Através do CHIRLA Action Fund, uma organização afiliada, os ativistas estão a trabalhar com legisladores e governos locais para resistir às novas políticas da administração Trump, que ameaçam desestabilizar a economia do estado, já que os imigrantes são uma força laboral importante em vários setores. “A Califórnia é um farol de esperança no meio de toda esta escuridão”, considerou o representante.
Na ACLU (American Civil Liberties Union) do sul da Califórnia, a advogada Eva Bitrán está a trabalhar para mitigar os efeitos do que chama “um ataque do governo inteiro contra os imigrantes” nos Estados Unidos.
Um dos objetivos é impedir que o dinheiro dos impostos no estado seja usado para auxiliar o aparato de fiscalização de imigrantes e o plano de deportações em massa.

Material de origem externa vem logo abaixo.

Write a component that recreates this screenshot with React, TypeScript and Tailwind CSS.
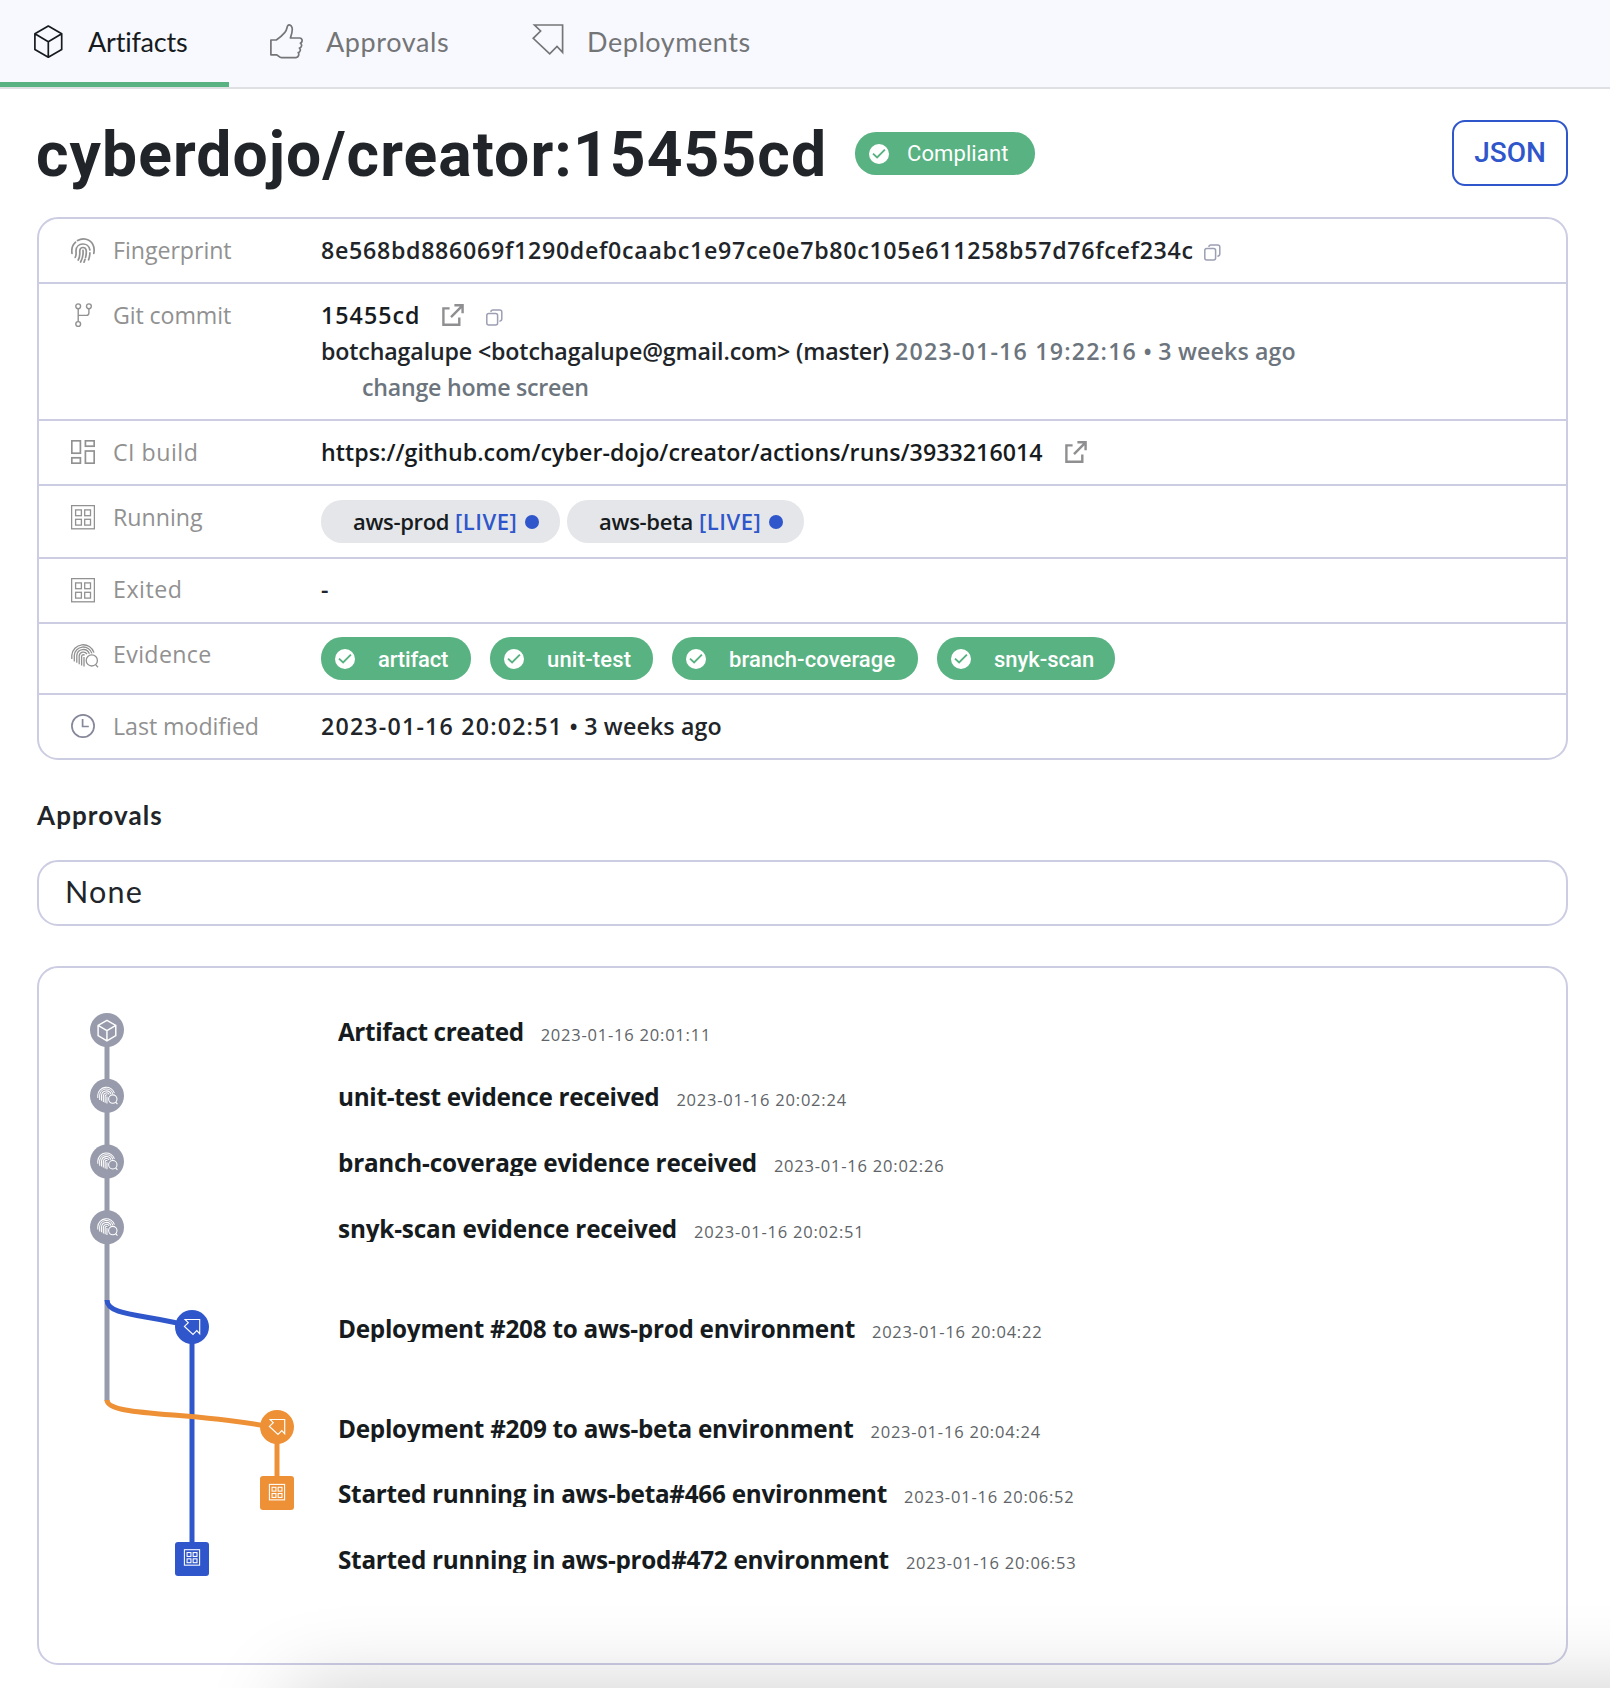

“Estamos a ver nas rusgas que acontecem na Califórnia uma pressão extrema para que as pessoas aceitem repatriamento voluntário, em vez de enfrentarem um longo período de detenção”, revelou Bitrán. Por isso, a ACLU aconselha os imigrantes a terem um plano, a saberem a quem telefonar e como vão resistir à pressão. “Ao mesmo tempo, não podemos viver com medo. As pessoas têm de ir trabalhar e à escola”, frisou.
Bitrán disse que estas ordens executivas e ações de Trump não surpreenderam a ACLU, mas há algumas diferenças em relação ao primeiro mandato do republicano (2017-2021). A advogada salientou que está tudo a acontecer muito mais rapidamente e isso denota maior preparação por parte da administração. “Também estão a ter menos resistência e sentem-se com mais poder, sentem que têm um mandato mais forte”, considerou.
As estimativas apontam para a presença de 11 milhões de imigrantes indocumentados nos Estados Unidos, com a maior fatia na Califórnia: 1,8 milhões. Ainda assim, é uma redução significativa em relação a 2007, quando eram 2,8 milhões, segundo dados do Pew Research Center.